Depois que voltamos para
o Brasil, tentei manter contato com eles, mas o cartão de Rosh Hashanáh que
enviei ao seu endereço voltou com carimbo de deceased – falecido. Nunca mais soube deles nem consegui os
endereços de seus filhos, que moravam na Europa e em Washington, para expressar
nossos sentimentos pela perda.
Nos nossos três
primeiros anos de ministério em Belo Horizonte, quando recém-formados, fomos
missionários entre os judeus. Contudo, o maior e melhor tempo que tivemos de
amizade com judeus foi em Elkins Park, Pennsylvania, com os velhos Hugo e
Carole. Eles ouviram o evangelho, mas nunca manifestaram interesse mais
profundo em Yeshua Hameshiah. Nós
orávamos por eles e falávamos sem forçar o evangelho goela abaixo. Só Deus sabe
se houve conversão no final – nós não víamos nenhum indício disso no tempo em
que andamos juntos. Mas sempre nos lembraremos dos Rosenau com carinho, como os
amigos generosos que foram conosco. Queria que nós, como cristãos comprometidos
com a abundante bondade e misericórdia de Deus (Ef 1.8), tivéssemos sinais da
generosidade que aqueles descrentes marcados pelo holocausto demonstraram a um
pastor presbiteriano estudante em terra estranha e a sua mulher assistente de
bibliotecária do Montgomery County, nos anos oitentas.
Elizabeth Gomes
3 comentários:
Lindo texto e linda história! Deus a abençoe!

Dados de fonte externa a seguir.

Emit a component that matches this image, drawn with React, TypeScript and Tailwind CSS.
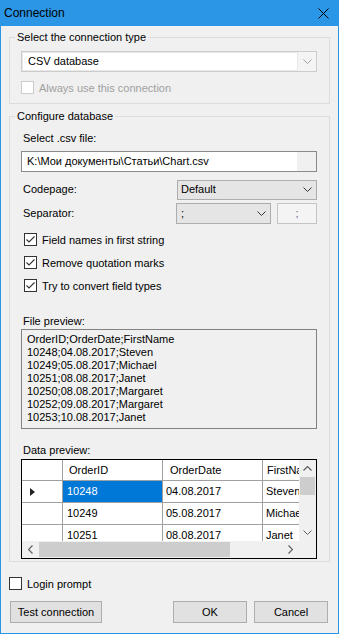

Edificante! Essas pessoas têm muito qoue nos ensinar, em termos de superação, amizade, generosidade e perdão, nós em troca devemos ter os mesmos sentimentos e principalmente a pregação do Evangelho, que a Sra. fez de modo a não forçar uma aceitação e aceitando-os, amando-os, respeitando-os nas suas convicções. A Sra. e eles foram privilgiados por tão boa amizade.
As.
BETH,EMOCIONANTE.TOCA A ALMA PARA SERMOS CRISTÃOS COM REFERENCIA DA MARCA JESUS CRISTO.MUITO OBRIGADO PELA SUA VIDA E DO LAU QUE SEMPRE NOS INSPIRARAM.COM AMOR SAMYR.